The Burgundian school

By Stephen J. Nereffid. Posted in A History of Classical Music, Classical | No Comments »

A History of Classical Music through Recordings: Part 9

BinchoisJoye: Les plaintes de Gilles de Bins dit Binchois”. Graindelavoix/Björn Schmelzer. Glossa (link)

Although the dukes of Burgundy were nominally vassals of the French king, in the late 14th and 15th centuries they grew in power thanks to useful marriages and land acquisitions, taking advantage also of France’s difficulties during the Hundred Years War. When Philip the Good became duke in 1419 he inherited not just part of northeastern France but also Flanders and its important commercial centers; over the course of his reign, he added much of the rest of the Low Countries and brought Burgundy to the height of its power. Philip was a great patron of the arts: he appointed the Flemish painter Jan van Eyck to his court, and his chapel of musicians was among the finest in Europe. Because Philip lived mostly in his northern possessions rather than in Dijon, most of his musicians came from Flanders and the Low Countries. One such musician was Gilles de Bins, known as Gilles Binchois, born probably in Mons around 1400, who joined Philip’s chapel in the 1420s, remaining there until 1453 (he died in 1460).

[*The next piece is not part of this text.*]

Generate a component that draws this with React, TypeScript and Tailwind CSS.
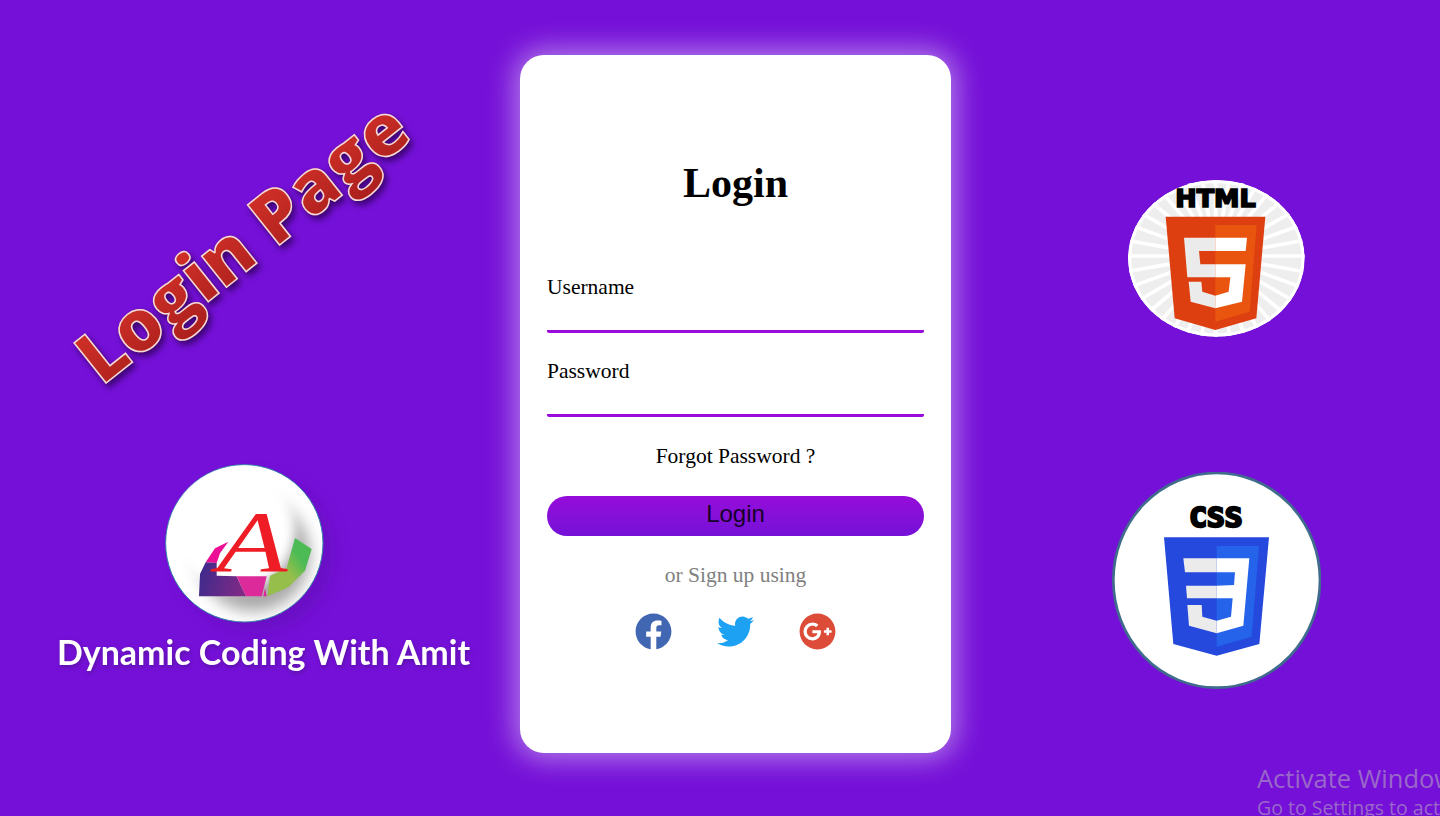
import { FaFacebook, FaTwitter, FaGooglePlus } from "react-icons/fa";

function LogoBadge() {
  return (
    <svg viewBox="375 43 477 471" className="h-[157px] w-[159px] overflow-visible">
      <defs>
        <filter id="soft" x="-40%" y="-40%" width="180%" height="180%">
          <feGaussianBlur stdDeviation="22" />
        </filter>
        <filter id="softer" x="-40%" y="-40%" width="180%" height="180%">
          <feGaussianBlur stdDeviation="16" />
        </filter>
        <clipPath id="disc">
          <circle cx="613" cy="278" r="236" />
        </clipPath>
        <linearGradient id="navy" x1="0" y1="0" x2="1" y2="0.2">
          <stop offset="0" stopColor="#3a2a8c" />
          <stop offset="1" stopColor="#7c2a86" />
        </linearGradient>
        <linearGradient id="leaf" x1="0" y1="1" x2="1" y2="0">
          <stop offset="0.45" stopColor="#95be4b" />
          <stop offset="0.7" stopColor="#4dbb55" />
        </linearGradient>
      </defs>
      <circle cx="650" cy="310" r="236" fill="#5c0cab" opacity="0.4" filter="url(#soft)" />
      <circle cx="613" cy="278" r="236" fill="#fff" stroke="#2f7fa6" strokeWidth="3" />
      <g clipPath="url(#disc)">
        <circle cx="640" cy="312" r="170" fill="#a8a8a8" filter="url(#soft)" />
        <circle cx="580" cy="235" r="185" fill="#fff" filter="url(#softer)" />
      </g>
      <polygon points="565,273 525,293 497,335 530,337 540,308" fill="#ec0f96" />
      <polygon points="497,335 530,337 530,375 590,377 618,437 477,437 480,370" fill="url(#navy)" />
      <polygon points="590,377 680,377 665,437 618,437" fill="#dd2a9a" />
      <polygon points="675,412 680,437 670,437" fill="#e0249a" />
      <polygon points="690,375 740,352 765,262 815,295 795,360 745,410 682,437" fill="url(#leaf)" />
      <text
        x="530"
        y="362"
        textLength="212"
        lengthAdjust="spacingAndGlyphs"
        fontFamily="'Liberation Serif', serif"
        fontStyle="italic"
        fontSize="262"
        fill="#ee1c25"
      >
        A
      </text>
    </svg>
  );
}

function HtmlBadge() {
  const rays = Array.from({ length: 36 }, (_, i) => (i * Math.PI * 2) / 36);
  return (
    <svg viewBox="55 30 531 471" className="h-[157px] w-[177px]">
      <defs>
        <clipPath id="burst">
          <ellipse cx="320" cy="265" rx="265" ry="235" />
        </clipPath>
      </defs>
      <g clipPath="url(#burst)">
        <ellipse cx="320" cy="265" rx="265" ry="235" fill="#eeeeee" />
        {rays.map((a) => (
          <line
            key={a}
            x1={318}
            y1={258}
            x2={318 + Math.cos(a) * 300}
            y2={258 + Math.sin(a) * 300}
            stroke="#fff"
            strokeWidth="11"
          />
        ))}
        <ellipse cx="320" cy="265" rx="260" ry="230" fill="none" stroke="#fff" strokeWidth="10" />
      </g>
      <text
        x="197"
        y="112"
        textLength="241"
        lengthAdjust="spacingAndGlyphs"
        fontFamily="'DejaVu Sans', sans-serif"
        fontWeight="700"
        fontSize="72"
        stroke="#000"
        strokeWidth="5"
        strokeLinejoin="miter"
        fill="#000"
      >
        HTML
      </text>
      <polygon points="168,140 467,140 440,445 317,480 195,445" fill="#dd3f10" />
      <polygon points="317,165 441,165 420,425 317,455" fill="#e9550f" />
      <polygon points="223,203 317,203 317,243 268,243 272,283 317,283 317,322 233,322" fill="#ebebeb" />
      <polygon points="237,335 275,335 278,365 317,377 317,415 243,395" fill="#ebebeb" />
      <polygon points="317,203 412,203 408,243 317,243" fill="#fff" />
      <polygon points="317,283 408,283 397,395 317,415 317,377 357,365 362,322 317,322" fill="#fff" />
    </svg>
  );
}

function CssBadge() {
  return (
    <svg viewBox="36 36 627 651" className="h-[217px] w-[209px]">
      <ellipse cx="350" cy="361" rx="310" ry="322" fill="#fff" stroke="#3f6c8c" strokeWidth="8" />
      <text
        x="268"
        y="202"
        textLength="159"
        lengthAdjust="spacingAndGlyphs"
        fontFamily="'DejaVu Sans Mono', monospace"
        fontWeight="700"
        fontSize="78"
        stroke="#000"
        strokeWidth="7"
        strokeLinejoin="miter"
        fill="#000"
      >
        CSS
      </text>
      <polygon points="192,232 507,232 478,552 350,587 220,552" fill="#2449dc" />
      <polygon points="350,258 477,258 455,530 350,560" fill="#2563eb" />
      <polygon points="250,295 350,295 350,337 255,337" fill="#ebebeb" />
      <polygon points="258,377 350,377 350,415 261,415" fill="#ebebeb" />
      <polygon points="262,435 305,435 307,470 350,482 350,520 267,497" fill="#ebebeb" />
      <polygon points="350,295 448,295 430,497 350,520 350,482 393,470 398,415 350,415 350,377 402,375 405,337 350,337" fill="#fff" />
    </svg>
  );
}

function LoginCard() {
  return (
    <div className="flex h-[698px] w-[431px] shrink-0 flex-col rounded-[24px] bg-white px-[27px] pt-[103px] font-['Liberation_Serif',serif] shadow-[0_0_28px_6px_rgba(255,255,255,0.45)]">
      <h1 className="text-center text-[42px] leading-[50px] font-bold text-black">Login</h1>
      <label className="mt-[66px] block text-[21.5px] leading-[26px] text-black">Username</label>
      <input className="h-[33px] w-full rounded-[2px] border-b-[3px] border-[#9a0bdc] outline-none" />
      <label className="mt-[25px] block text-[21.5px] leading-[26px] text-black">Password</label>
      <input
        type="password"
        className="h-[33px] w-full rounded-[2px] border-b-[3px] border-[#9a0bdc] outline-none"
      />
      <p className="mt-[26px] text-center text-[21.5px] leading-[26px] text-black">Forgot Password ?</p>
      <button className="mt-[27px] h-[40px] w-full rounded-[20px] bg-linear-to-b from-[#960bd9] to-[#7510d8] pb-[4px] font-['Liberation_Sans',sans-serif] text-[24px] text-[#16002b]">
        Login
      </button>
      <p className="mt-[26px] text-center text-[21.5px] leading-[26px] text-[#808080]">or Sign up using</p>
      <div className="mt-[25px] flex items-center justify-center gap-[45px]">
        <FaFacebook className="h-[37px] w-[37px] text-[#4267b2]" />
        <FaTwitter className="h-[37px] w-[37px] text-[#1da1f2]" />
        <FaGooglePlus className="h-[37px] w-[37px] text-[#dd4b39]" />
      </div>
    </div>
  );
}

export default function App() {
  return (
    <div className="relative flex h-[816px] w-[1440px] items-start overflow-hidden bg-[#7510d8] pt-[55px]">
      <div className="flex w-[520px] shrink-0 flex-col">
        <div className="flex h-[410px] items-center justify-center pr-[38px] pb-[40px] drop-shadow-[3px_4px_3px_rgba(40,0,80,0.75)]">
          <span className="rotate-[-38.5deg] whitespace-nowrap bg-linear-to-b from-[#dd352b] to-[#a81e1c] bg-clip-text font-['Open_Sans',sans-serif] text-[72px] leading-[1.4] font-extrabold text-transparent [-webkit-text-stroke:1.5px_#f3dcdc]">
            Login Page
          </span>
        </div>
        <div className="ml-[165px]">
          <LogoBadge />
        </div>
        <p className="mt-[10px] ml-[57px] font-['Lato',sans-serif] text-[34px] leading-[40px] font-bold whitespace-nowrap text-white drop-shadow-[1px_2px_2px_rgba(60,20,110,0.5)]">
          Dynamic Coding With Amit
        </p>
      </div>

      <LoginCard />

      <div className="flex flex-1 flex-col items-start pt-[125px] pl-[161px]">
        <div className="ml-[16px]">
          <HtmlBadge />
        </div>
        <div className="mt-[135px]">
          <CssBadge />
        </div>
      </div>

      <div className="absolute top-[761px] left-[1257px] font-['Open_Sans',sans-serif] whitespace-nowrap text-[#9a68c9]">
        <p className="text-[25.5px] leading-[34px]">Activate Windows</p>
        <p className="text-[19.5px] leading-[26px]">Go to Settings to activate Windows.</p>
      </div>
    </div>
  );
}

He’s best known today for his secular French chansons; the dukes of Burgundy were carrying on the medieval courtly tradition, and Binchois’s chansons are on the continuum stretching back through Machaut to the trouvères. Binchois seems to have been particularly keen on composing by conventional rules: most of his chansons are in rondeau form, with four- or five-line stanzas and two-line refrains, most have lines of eight syllables, and almost all are in triple metre. What made Binchois stand out among his contemporaries were his graceful melodies, combined with a lack of rhythmic complexity. This simple and elegant music seems to lend itself to melancholic expression, as exemplified by Graindelavoix’s collection of plaintes, or laments. It seems odd to title such an album “Joye”—which comes from Johannes Ockeghem’s description of Binchois as “the father of joy” in his lament on the death of Binchois, included on the disc—but Björn Schmelzer explains that the “joy” in question is a more profound emotion that relates to “singing out one’s sadness”: a 15th-century form of the blues, if you like.